**WHAT IS ASKED**
Count the lines below that contain "this". Give only the number.

**INFORMATION PROVIDED**
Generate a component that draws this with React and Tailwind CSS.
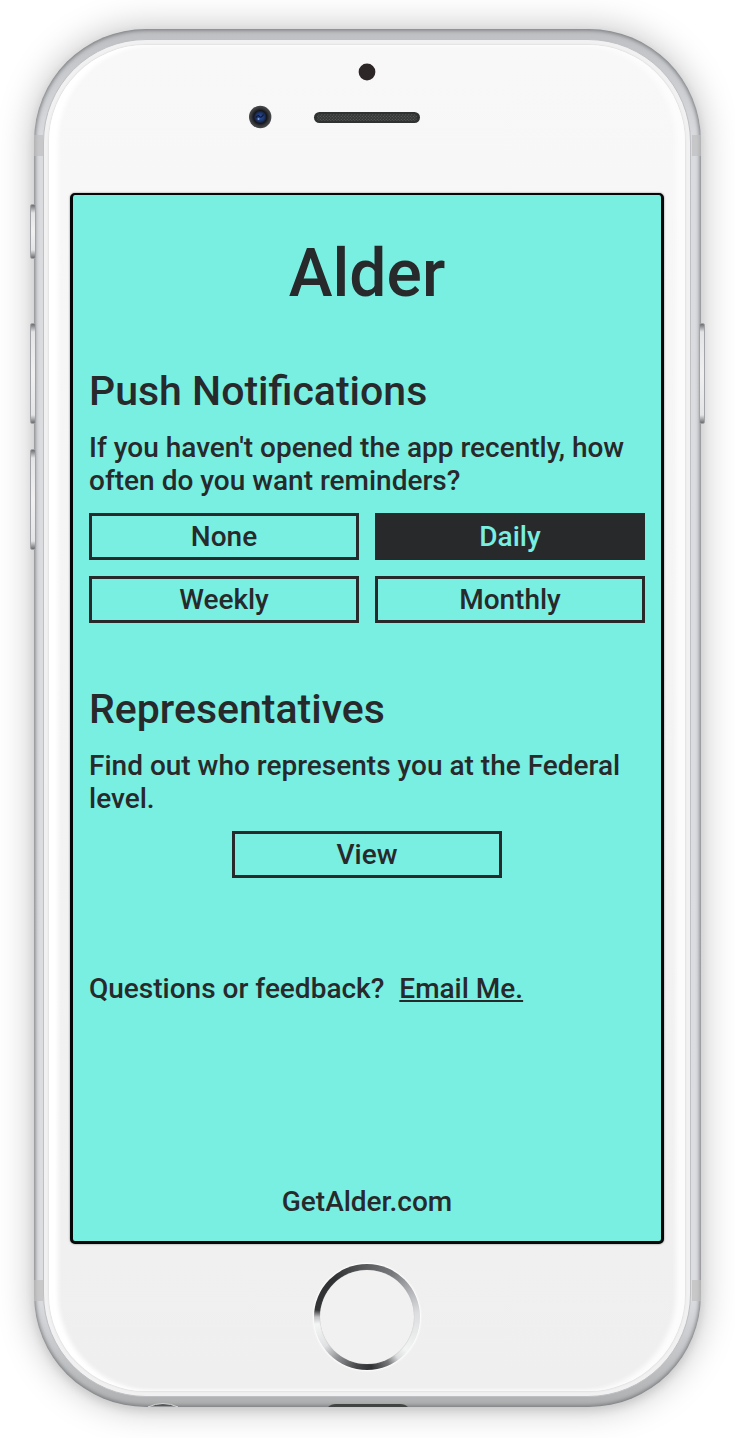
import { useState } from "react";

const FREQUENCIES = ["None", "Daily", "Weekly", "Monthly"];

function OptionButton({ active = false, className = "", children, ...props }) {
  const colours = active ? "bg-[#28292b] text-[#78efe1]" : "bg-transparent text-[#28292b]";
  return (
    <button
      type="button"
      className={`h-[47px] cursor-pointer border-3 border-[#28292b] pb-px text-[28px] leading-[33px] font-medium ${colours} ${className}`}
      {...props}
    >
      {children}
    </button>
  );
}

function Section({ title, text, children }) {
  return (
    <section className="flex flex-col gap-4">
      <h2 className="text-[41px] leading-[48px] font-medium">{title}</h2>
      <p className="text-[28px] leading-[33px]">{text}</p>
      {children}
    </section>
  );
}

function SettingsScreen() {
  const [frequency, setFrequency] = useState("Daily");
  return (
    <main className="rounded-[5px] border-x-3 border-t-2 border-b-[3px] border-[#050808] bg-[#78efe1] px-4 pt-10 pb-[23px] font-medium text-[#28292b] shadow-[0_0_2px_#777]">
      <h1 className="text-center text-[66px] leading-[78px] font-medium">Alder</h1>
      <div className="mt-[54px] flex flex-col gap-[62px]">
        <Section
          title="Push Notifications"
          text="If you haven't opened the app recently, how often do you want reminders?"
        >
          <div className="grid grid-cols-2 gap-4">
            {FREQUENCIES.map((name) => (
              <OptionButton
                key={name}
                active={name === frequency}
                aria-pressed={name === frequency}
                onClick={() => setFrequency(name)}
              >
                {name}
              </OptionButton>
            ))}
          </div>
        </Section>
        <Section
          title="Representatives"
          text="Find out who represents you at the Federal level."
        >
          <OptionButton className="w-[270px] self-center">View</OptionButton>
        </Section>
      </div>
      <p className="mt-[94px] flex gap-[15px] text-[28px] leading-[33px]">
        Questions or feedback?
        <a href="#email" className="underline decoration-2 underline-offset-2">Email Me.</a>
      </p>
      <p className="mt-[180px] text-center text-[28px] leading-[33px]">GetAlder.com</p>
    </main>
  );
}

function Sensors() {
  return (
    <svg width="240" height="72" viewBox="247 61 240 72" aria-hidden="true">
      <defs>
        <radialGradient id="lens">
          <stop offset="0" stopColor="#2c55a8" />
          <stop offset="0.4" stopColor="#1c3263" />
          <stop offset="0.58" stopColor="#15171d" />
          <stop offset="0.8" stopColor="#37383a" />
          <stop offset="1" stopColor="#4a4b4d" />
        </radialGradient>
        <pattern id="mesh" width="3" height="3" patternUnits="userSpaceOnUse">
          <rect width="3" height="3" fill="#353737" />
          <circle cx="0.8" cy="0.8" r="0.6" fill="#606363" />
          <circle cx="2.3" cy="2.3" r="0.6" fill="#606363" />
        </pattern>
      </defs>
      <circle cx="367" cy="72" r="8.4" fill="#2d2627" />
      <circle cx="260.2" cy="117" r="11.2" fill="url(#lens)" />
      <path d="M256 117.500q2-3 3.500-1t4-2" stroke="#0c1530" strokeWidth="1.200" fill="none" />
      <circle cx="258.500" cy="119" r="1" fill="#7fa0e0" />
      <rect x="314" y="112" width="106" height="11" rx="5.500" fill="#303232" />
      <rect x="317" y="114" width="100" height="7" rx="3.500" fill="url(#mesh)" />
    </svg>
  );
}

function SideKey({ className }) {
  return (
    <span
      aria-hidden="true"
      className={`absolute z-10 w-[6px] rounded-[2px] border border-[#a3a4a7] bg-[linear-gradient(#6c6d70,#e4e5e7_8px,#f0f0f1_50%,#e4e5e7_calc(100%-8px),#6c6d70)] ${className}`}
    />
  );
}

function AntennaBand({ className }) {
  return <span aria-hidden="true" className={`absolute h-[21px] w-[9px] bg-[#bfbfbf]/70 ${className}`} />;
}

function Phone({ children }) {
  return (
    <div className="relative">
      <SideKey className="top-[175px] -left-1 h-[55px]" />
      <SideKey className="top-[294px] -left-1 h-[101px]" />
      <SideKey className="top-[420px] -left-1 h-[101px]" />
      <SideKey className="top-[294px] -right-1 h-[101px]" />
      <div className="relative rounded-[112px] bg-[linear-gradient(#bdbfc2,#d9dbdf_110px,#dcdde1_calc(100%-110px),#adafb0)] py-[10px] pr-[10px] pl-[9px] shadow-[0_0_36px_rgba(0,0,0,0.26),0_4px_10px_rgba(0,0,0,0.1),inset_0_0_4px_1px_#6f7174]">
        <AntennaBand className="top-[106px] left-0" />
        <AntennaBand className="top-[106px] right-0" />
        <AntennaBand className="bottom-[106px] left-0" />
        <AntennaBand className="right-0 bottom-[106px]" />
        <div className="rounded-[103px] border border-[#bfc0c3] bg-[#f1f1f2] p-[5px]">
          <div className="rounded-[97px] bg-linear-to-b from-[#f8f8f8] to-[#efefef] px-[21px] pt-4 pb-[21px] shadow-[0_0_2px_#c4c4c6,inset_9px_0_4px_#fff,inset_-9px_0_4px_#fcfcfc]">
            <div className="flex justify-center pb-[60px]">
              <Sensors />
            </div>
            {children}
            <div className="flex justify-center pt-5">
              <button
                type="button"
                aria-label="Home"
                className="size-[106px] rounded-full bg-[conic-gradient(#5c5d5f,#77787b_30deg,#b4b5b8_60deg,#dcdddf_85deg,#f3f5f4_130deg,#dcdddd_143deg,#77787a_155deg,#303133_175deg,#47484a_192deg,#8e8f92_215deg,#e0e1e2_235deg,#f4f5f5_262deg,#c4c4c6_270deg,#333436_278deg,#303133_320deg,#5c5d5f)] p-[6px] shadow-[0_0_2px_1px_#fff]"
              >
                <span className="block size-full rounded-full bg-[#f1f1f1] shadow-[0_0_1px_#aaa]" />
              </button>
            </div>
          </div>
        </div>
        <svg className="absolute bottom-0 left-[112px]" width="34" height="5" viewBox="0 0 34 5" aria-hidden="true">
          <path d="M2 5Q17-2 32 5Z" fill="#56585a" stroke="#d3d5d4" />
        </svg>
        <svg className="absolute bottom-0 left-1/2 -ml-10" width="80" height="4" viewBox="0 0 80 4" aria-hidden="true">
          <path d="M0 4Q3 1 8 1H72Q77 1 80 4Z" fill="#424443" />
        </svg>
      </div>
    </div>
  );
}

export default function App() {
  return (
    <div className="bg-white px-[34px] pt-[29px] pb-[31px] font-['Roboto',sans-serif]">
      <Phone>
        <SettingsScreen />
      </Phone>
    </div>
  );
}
--
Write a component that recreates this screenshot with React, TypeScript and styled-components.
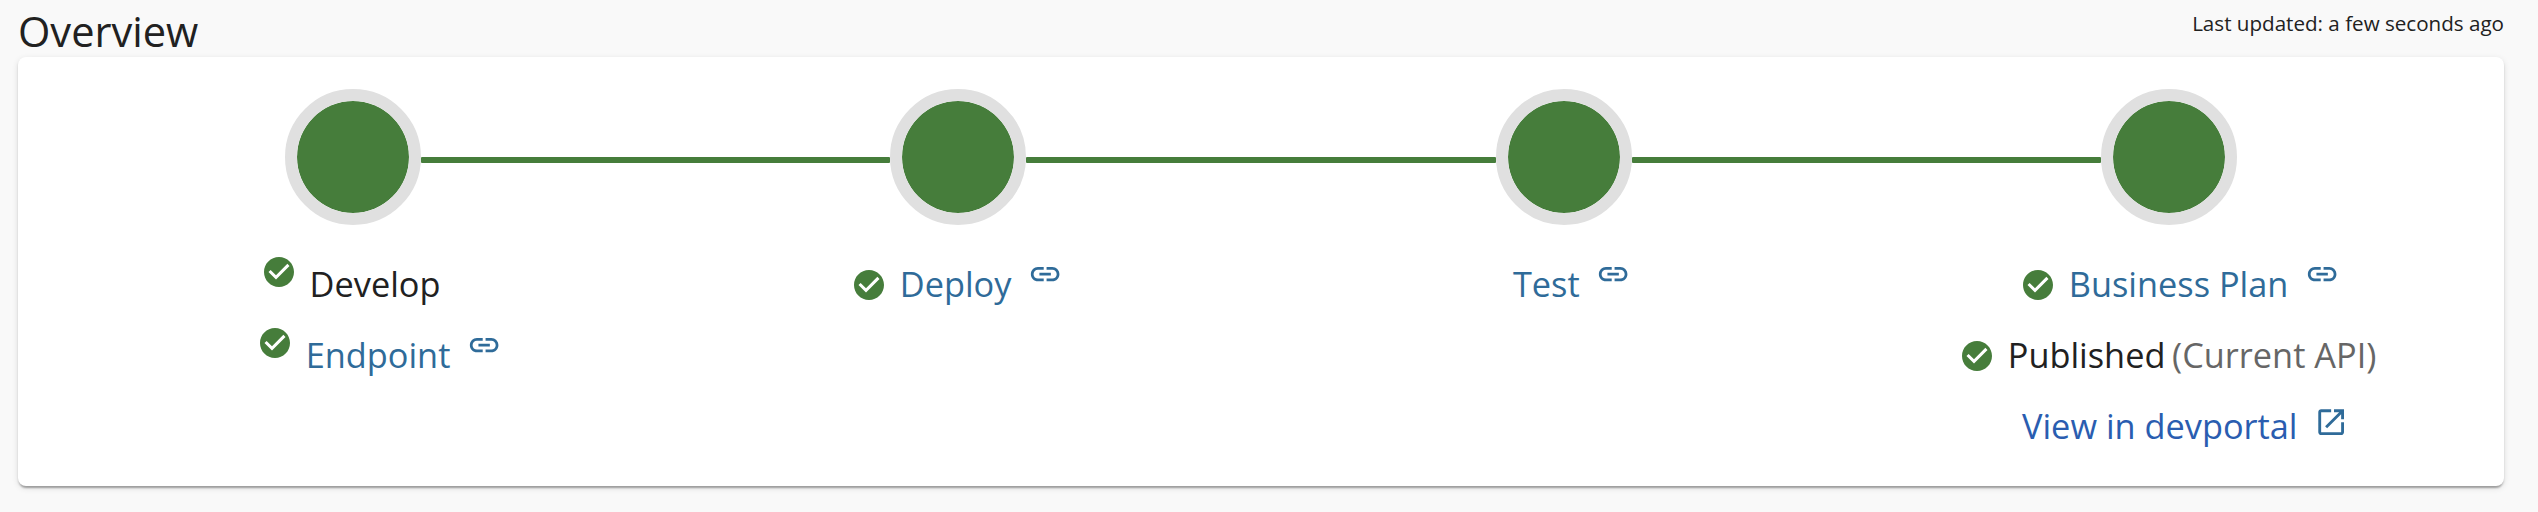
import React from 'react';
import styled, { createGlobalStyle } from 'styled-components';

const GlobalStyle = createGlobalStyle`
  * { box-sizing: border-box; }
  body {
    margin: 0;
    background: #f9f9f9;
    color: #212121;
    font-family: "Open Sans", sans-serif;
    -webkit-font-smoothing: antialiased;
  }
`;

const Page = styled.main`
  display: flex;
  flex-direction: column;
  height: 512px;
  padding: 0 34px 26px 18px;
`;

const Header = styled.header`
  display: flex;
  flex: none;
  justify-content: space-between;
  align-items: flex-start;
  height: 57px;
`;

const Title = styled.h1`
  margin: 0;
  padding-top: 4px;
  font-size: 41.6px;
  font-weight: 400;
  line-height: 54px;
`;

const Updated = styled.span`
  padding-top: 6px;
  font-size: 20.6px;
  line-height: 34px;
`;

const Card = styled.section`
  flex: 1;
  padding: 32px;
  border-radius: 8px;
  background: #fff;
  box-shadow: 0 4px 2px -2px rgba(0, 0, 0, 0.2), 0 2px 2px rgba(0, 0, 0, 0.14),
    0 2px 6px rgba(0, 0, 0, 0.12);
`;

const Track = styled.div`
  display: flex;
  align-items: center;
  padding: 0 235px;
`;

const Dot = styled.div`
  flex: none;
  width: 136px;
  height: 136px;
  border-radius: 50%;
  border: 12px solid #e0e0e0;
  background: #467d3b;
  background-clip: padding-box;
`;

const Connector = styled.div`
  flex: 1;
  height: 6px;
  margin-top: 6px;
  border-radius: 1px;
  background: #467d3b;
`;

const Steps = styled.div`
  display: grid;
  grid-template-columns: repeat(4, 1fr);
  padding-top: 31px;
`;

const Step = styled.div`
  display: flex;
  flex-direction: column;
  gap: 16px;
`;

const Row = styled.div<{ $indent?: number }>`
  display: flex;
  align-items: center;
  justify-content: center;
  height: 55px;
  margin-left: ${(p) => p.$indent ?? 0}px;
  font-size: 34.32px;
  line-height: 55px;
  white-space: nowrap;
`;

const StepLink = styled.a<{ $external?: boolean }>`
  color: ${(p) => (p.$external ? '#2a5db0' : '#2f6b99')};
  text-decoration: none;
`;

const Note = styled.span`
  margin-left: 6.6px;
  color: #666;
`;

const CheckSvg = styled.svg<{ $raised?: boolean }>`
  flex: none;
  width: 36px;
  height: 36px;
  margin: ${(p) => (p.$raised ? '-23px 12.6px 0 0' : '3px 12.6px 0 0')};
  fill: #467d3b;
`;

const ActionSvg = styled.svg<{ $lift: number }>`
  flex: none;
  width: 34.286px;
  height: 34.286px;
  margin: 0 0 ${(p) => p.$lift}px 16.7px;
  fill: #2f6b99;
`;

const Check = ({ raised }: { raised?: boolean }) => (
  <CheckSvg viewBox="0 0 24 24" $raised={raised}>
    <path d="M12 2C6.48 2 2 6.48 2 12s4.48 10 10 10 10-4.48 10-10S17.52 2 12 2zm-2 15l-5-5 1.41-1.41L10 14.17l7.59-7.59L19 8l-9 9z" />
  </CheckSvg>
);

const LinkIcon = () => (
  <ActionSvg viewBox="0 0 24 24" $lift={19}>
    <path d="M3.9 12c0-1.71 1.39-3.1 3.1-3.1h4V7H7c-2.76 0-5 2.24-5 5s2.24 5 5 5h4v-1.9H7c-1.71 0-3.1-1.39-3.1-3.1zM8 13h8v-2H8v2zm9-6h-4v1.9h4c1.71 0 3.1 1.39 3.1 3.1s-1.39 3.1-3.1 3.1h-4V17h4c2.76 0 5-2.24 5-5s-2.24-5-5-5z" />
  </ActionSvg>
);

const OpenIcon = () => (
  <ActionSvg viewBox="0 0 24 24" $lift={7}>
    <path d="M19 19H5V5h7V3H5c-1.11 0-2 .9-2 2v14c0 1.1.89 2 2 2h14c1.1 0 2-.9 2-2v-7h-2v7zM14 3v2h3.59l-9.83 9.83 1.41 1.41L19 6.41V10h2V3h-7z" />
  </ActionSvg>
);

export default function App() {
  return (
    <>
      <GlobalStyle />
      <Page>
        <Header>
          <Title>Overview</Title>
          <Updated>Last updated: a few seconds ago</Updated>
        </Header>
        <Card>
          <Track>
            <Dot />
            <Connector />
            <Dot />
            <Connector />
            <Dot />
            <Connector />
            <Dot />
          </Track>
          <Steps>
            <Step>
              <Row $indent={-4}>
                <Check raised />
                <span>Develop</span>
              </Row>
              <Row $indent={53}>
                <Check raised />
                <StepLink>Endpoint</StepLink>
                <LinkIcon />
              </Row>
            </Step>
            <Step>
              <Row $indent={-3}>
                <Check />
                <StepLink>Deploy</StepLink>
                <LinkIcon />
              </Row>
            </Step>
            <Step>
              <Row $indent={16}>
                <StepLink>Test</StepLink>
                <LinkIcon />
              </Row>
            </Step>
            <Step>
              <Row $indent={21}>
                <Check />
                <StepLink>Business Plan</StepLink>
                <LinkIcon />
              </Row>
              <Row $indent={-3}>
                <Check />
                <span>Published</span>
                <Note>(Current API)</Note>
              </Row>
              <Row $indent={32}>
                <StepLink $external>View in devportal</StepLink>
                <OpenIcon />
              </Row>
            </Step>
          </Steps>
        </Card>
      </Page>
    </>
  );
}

**OUTPUT BELOW**
2